Just because you are working from home does not mean that you can get by with an old laptop on a folding card table, sitting in a chair you stole from the dining room. Crawl off the dime and make sure you have dedicated space – or, at the very least, comfortable, quiet space that you can have reasonable control of during work hours. Make sure you have a development-class machine (if you are a developer), and a printer – hey, sometimes you really can’t avoid printing some things out. Get any non-work-related stuff out of the room if you can; it will only serve to distract. When I first began my consulting career, I was working from a $99 computer hutch from Target, stuffed in the corner of the dining area of our 700-square foot apartment.

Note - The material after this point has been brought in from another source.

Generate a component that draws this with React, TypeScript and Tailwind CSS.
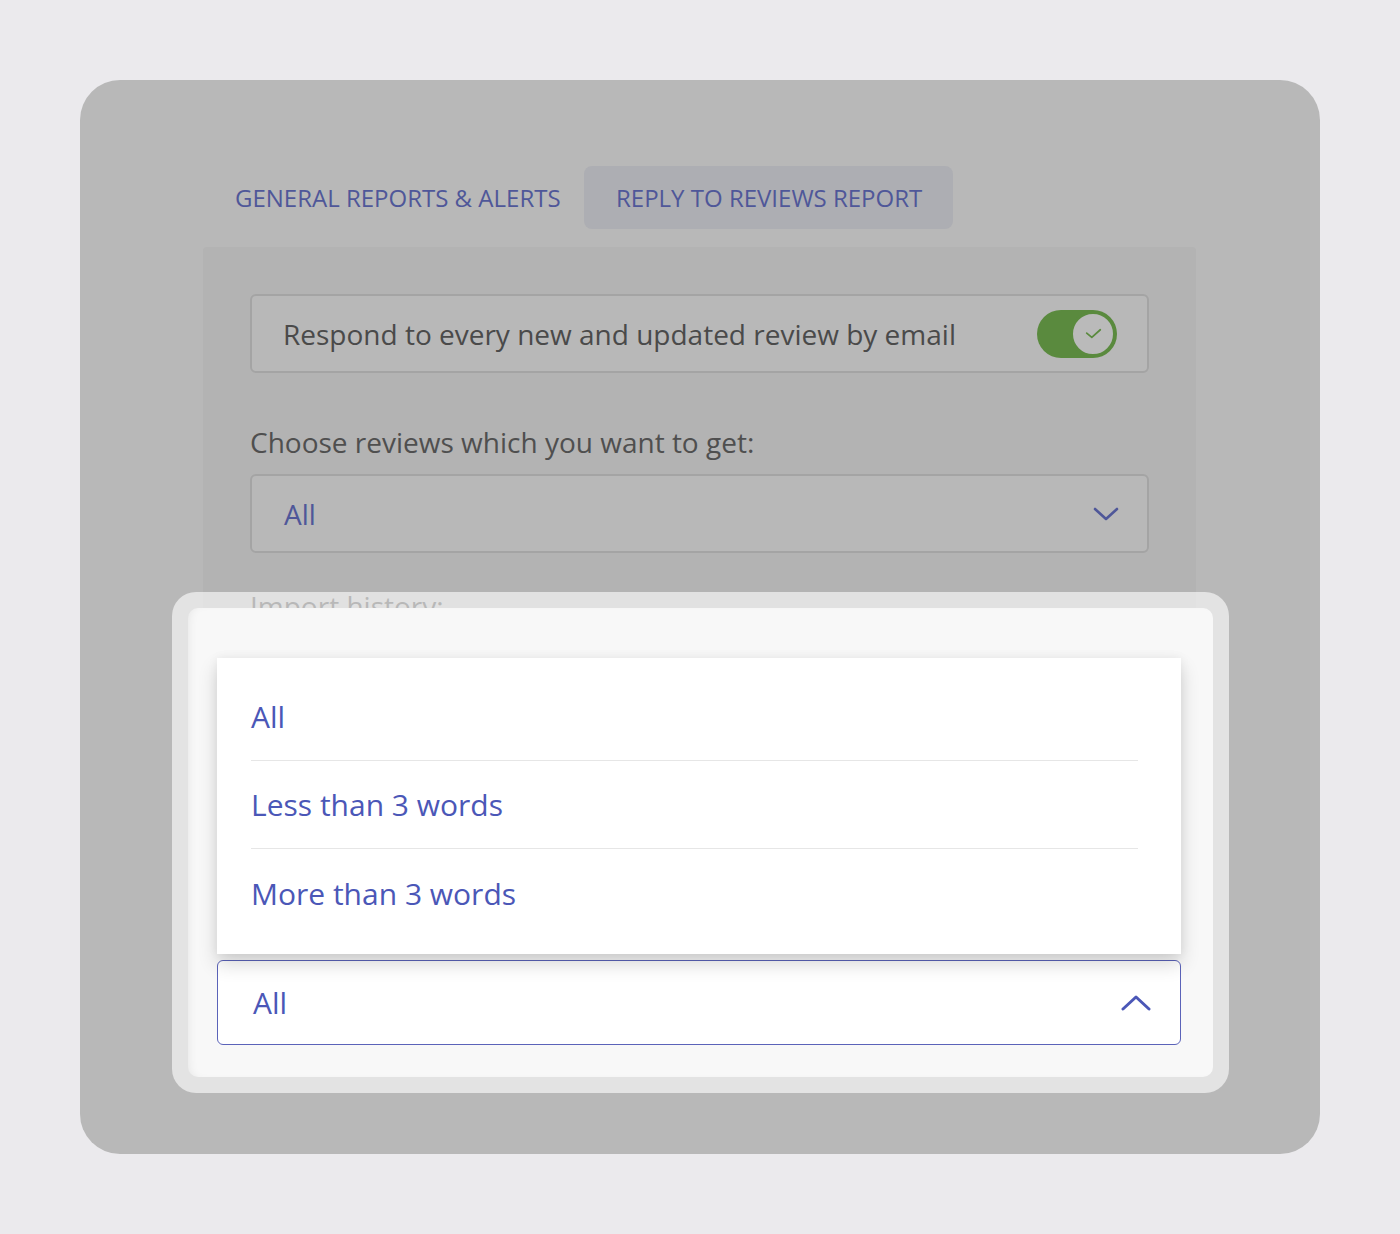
import React from 'react';

const font = { fontFamily: '"Open Sans", "Noto Sans", sans-serif' };

function ChevronDown({ className }: { className?: string }) {
  return (
    <svg viewBox="0 0 26 16" className={className} fill="none">
      <path d="M2 3l11 10L24 3" stroke="currentColor" strokeWidth="2.6" strokeLinecap="round" strokeLinejoin="round" />
    </svg>
  );
}

function ChevronUp({ className }: { className?: string }) {
  return (
    <svg viewBox="0 0 30 18" className={className} fill="none">
      <path d="M2 15L15 3l13 12" stroke="currentColor" strokeWidth="3" strokeLinecap="round" strokeLinejoin="round" />
    </svg>
  );
}

function Toggle() {
  return (
    <div className="relative w-[80px] h-[48px] rounded-full bg-[#5a8a3e]">
      <div className="absolute right-[1px] top-[1px] w-[46px] h-[46px] rounded-full bg-[#bababa] border-[3px] border-[#5a8a3e] flex items-center justify-center">
        <svg viewBox="0 0 20 14" className="w-[17px] h-[12px]" fill="none">
          <path d="M2 6l6 5 10-9" stroke="#5a8a3e" strokeWidth="2" strokeLinecap="round" strokeLinejoin="round" />
        </svg>
      </div>
    </div>
  );
}

const options = ['All', 'Less than 3 words', 'More than 3 words'];

export default function App() {
  return (
    <div className="w-[1400px] h-[1234px] bg-[#ebeaed] p-[80px]" style={font}>
      <div className="relative w-[1240px] h-[1074px] rounded-[40px] bg-[#b8b8b8] pt-[86px] pl-[123px]">
        {/* Tabs */}
        <div className="flex h-[63px]">
          <div className="w-[381px] pl-[32px] flex items-center whitespace-nowrap text-[24px] text-[#4f5799] uppercase">
            General Reports &amp; Alerts
          </div>
          <div className="w-[369px] pl-[32px] flex items-center whitespace-nowrap rounded-[8px] bg-[#adaeb3] text-[24px] text-[#4f5799] uppercase">
            Reply to Reviews Report
          </div>
        </div>

        {/* Panel */}
        <div className="mt-[18px] w-[993px] h-[830px] rounded-[4px] bg-[#b3b3b3] px-[47px] pt-[47px]">
          <div className="h-[79px] rounded-[6px] border-2 border-[#a4a4a4] bg-[#b8b8b8] pl-[31px] pr-[30px] flex items-center justify-between">
            <span className="text-[28px] text-[#4a4a4a] leading-[36px]">Respond to every new and updated review by email</span>
            <Toggle />
          </div>

          <div className="mt-[51px] text-[28px] leading-[36px] text-[#4f4f4f]">Choose reviews which you want to get:</div>

          <div className="mt-[14px] h-[79px] rounded-[6px] border-2 border-[#a4a4a4] bg-[#b8b8b8] pl-[32px] pr-[28px] flex items-center justify-between">
            <span className="text-[28px] text-[#4f5799]">All</span>
            <ChevronDown className="w-[26px] h-[16px] text-[#4f5799]" />
          </div>

          <div className="mt-[35px] text-[28px] leading-[36px] text-[#4f4f4f]">Import history:</div>
        </div>

        {/* Highlighted dropdown */}
        <div className="absolute left-[92px] top-[512px] w-[1057px] h-[501px] rounded-[24px] bg-white/60 p-[16px]">
          <div className="h-full rounded-[10px] bg-[#f8f8f8] pt-[50px] pl-[29px] pr-[32px] shadow-[inset_6px_0_12px_-8px_rgba(0,0,0,0.12)]">
            <div className="relative z-10 bg-white pt-[15px] pb-[17px] pl-[34px] pr-[43px] shadow-[0_10px_18px_rgba(0,0,0,0.16),0_0_10px_rgba(0,0,0,0.06)]">
              {options.map((o, i) => (
                <div
                  key={o}
                  className={`h-[88px] flex items-center text-[30px] text-[#4b57b7] ${i < options.length - 1 ? 'border-b border-[#e6e6e6]' : ''}`}
                >
                  {o}
                </div>
              ))}
            </div>
            <div className="mt-[6px] h-[85px] rounded-[6px] border border-[#5b63b9] bg-white pl-[35px] pr-[29px] flex items-center justify-between">
              <span className="text-[30px] text-[#4b57b7]">All</span>
              <ChevronUp className="w-[30px] h-[18px] text-[#4b57b7]" />
            </div>
          </div>
        </div>
      </div>
    </div>
  );
}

If that’s all you have to work with, that’s one thing. But you need to be looking to set up a real workspace as soon as possible.

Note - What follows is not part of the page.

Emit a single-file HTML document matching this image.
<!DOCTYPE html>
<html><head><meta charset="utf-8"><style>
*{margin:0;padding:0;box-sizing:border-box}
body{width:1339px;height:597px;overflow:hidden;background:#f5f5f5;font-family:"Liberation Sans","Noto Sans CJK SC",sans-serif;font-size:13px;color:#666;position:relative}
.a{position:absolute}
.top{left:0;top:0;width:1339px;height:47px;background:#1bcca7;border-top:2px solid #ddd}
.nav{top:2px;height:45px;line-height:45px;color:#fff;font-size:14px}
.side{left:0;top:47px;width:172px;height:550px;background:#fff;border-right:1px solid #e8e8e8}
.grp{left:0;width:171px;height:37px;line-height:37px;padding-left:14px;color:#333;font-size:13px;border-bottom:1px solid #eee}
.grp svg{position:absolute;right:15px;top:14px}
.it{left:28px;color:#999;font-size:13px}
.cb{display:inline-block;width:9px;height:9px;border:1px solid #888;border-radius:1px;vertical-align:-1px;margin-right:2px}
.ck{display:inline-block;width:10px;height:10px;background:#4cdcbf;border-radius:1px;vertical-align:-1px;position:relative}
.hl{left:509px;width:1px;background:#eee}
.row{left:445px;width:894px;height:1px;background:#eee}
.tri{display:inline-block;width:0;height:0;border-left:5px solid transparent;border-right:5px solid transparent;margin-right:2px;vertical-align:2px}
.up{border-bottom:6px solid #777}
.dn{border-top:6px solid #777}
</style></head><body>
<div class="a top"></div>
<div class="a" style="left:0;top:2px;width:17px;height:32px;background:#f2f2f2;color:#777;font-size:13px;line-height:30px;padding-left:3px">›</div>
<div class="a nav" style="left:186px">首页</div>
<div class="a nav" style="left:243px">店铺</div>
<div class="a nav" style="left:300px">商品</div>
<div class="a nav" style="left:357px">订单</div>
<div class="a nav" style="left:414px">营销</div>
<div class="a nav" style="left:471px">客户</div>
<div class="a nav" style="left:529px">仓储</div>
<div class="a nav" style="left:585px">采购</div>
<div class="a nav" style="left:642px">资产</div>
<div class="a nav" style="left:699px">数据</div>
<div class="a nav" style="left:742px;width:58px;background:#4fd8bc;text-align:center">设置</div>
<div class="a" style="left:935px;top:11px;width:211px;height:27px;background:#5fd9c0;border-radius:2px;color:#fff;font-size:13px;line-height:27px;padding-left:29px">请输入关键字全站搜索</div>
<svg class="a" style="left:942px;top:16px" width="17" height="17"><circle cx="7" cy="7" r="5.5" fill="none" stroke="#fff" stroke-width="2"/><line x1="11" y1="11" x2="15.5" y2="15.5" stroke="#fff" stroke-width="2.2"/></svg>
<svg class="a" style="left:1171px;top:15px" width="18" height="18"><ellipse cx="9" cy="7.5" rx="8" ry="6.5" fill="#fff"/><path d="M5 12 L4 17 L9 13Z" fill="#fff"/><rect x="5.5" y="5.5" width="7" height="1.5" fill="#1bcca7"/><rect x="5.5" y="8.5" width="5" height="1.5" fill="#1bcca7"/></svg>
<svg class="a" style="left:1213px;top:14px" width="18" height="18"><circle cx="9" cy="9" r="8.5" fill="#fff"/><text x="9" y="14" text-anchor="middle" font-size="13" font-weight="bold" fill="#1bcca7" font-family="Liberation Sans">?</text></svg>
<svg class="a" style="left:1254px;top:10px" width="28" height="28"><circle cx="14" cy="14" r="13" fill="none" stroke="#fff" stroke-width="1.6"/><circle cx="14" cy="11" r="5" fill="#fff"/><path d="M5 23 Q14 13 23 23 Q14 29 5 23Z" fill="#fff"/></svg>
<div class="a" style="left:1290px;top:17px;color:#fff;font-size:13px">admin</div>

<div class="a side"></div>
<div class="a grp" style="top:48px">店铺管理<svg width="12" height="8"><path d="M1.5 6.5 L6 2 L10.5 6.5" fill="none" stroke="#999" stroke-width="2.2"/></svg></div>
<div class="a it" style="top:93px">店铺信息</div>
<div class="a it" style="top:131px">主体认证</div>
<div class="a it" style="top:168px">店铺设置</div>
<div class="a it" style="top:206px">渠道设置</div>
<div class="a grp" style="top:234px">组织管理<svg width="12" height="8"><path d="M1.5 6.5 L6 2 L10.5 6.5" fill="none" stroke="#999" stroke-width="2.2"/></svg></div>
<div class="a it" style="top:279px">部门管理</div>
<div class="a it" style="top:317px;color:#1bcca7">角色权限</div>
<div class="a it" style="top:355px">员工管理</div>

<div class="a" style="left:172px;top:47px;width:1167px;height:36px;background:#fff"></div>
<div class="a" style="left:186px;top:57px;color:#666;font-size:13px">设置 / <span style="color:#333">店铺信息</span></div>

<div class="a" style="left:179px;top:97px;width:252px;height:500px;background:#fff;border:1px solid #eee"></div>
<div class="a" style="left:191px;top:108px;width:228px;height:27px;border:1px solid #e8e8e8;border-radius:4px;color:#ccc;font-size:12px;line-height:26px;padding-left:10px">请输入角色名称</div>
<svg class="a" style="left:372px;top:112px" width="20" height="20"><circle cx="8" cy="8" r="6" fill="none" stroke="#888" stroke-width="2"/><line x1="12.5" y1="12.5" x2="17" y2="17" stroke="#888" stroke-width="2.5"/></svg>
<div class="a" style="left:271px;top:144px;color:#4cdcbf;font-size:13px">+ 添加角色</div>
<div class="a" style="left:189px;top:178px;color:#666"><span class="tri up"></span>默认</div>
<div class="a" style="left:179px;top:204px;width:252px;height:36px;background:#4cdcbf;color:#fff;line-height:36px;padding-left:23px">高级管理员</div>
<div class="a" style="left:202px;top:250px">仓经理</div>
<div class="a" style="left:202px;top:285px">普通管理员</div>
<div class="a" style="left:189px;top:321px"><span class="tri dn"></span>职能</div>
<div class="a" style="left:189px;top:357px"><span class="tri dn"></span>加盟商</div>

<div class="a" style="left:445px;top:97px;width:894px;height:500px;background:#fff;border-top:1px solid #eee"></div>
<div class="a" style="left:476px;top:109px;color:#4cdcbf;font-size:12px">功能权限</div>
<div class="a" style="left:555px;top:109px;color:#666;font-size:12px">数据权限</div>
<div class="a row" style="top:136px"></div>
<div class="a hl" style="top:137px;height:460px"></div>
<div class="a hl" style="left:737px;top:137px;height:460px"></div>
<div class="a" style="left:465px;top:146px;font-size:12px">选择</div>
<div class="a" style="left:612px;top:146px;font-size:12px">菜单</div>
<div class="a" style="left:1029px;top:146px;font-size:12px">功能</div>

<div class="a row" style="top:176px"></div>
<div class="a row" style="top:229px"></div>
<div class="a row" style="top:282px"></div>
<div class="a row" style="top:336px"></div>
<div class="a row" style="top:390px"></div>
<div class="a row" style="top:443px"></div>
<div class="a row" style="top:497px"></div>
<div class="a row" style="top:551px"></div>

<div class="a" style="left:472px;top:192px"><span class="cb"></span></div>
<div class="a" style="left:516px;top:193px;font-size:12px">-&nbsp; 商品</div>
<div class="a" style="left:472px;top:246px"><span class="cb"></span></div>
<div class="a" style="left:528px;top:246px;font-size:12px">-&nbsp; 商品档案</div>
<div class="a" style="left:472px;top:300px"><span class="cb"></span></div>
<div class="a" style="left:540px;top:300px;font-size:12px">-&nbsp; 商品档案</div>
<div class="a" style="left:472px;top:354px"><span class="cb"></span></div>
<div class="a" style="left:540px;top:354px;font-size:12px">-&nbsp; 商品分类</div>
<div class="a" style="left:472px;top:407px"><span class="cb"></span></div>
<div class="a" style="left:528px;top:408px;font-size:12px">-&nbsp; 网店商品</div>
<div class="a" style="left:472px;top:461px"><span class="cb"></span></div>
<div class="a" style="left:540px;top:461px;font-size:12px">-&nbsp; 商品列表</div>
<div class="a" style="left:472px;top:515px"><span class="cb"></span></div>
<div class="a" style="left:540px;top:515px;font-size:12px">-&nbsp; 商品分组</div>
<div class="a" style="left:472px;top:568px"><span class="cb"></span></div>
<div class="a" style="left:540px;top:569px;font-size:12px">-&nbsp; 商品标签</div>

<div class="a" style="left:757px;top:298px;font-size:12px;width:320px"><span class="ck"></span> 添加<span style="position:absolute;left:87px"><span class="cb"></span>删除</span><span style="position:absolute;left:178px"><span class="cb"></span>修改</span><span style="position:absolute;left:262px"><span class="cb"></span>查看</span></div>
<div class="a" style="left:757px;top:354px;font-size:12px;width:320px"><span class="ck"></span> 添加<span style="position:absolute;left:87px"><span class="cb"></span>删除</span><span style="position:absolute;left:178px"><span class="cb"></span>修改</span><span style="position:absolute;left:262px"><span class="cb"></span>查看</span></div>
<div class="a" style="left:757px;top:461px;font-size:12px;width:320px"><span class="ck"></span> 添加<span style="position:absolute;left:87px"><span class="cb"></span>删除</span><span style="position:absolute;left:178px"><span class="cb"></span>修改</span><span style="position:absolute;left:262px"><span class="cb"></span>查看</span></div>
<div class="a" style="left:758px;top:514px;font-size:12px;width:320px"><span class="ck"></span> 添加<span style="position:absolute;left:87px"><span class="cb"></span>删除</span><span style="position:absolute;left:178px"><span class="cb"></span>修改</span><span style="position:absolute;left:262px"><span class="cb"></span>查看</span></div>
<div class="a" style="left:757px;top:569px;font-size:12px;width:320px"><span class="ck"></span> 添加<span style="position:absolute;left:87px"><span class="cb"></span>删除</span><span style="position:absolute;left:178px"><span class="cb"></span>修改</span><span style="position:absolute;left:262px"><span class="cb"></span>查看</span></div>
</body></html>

Please don’t take this as an excuse to go splurge on an Aeron chair and the highest-end machine you can find. Your gear must be appropriate, not splashy – splashy will drive you into the poorhouse.
Set expectations for yourself.
Have regular work hours. Take regular lunch breaks. Set performance benchmarks for yourself, and stick to them. If you need to, publicly commit to some goals in order to motivate yourself. And when you’ve hit your goals for the day or the week, stop and re-evaluate. Can you knock off for the day? Are you ahead or behind? Working from home means working from home, not “hanging out in front of the home computer,” so treat it like you would treat office-based work, and adhere to good performance standards.
Be thankful for working from home.
You don’t “have” to work from home, you get to work from home – never forget that.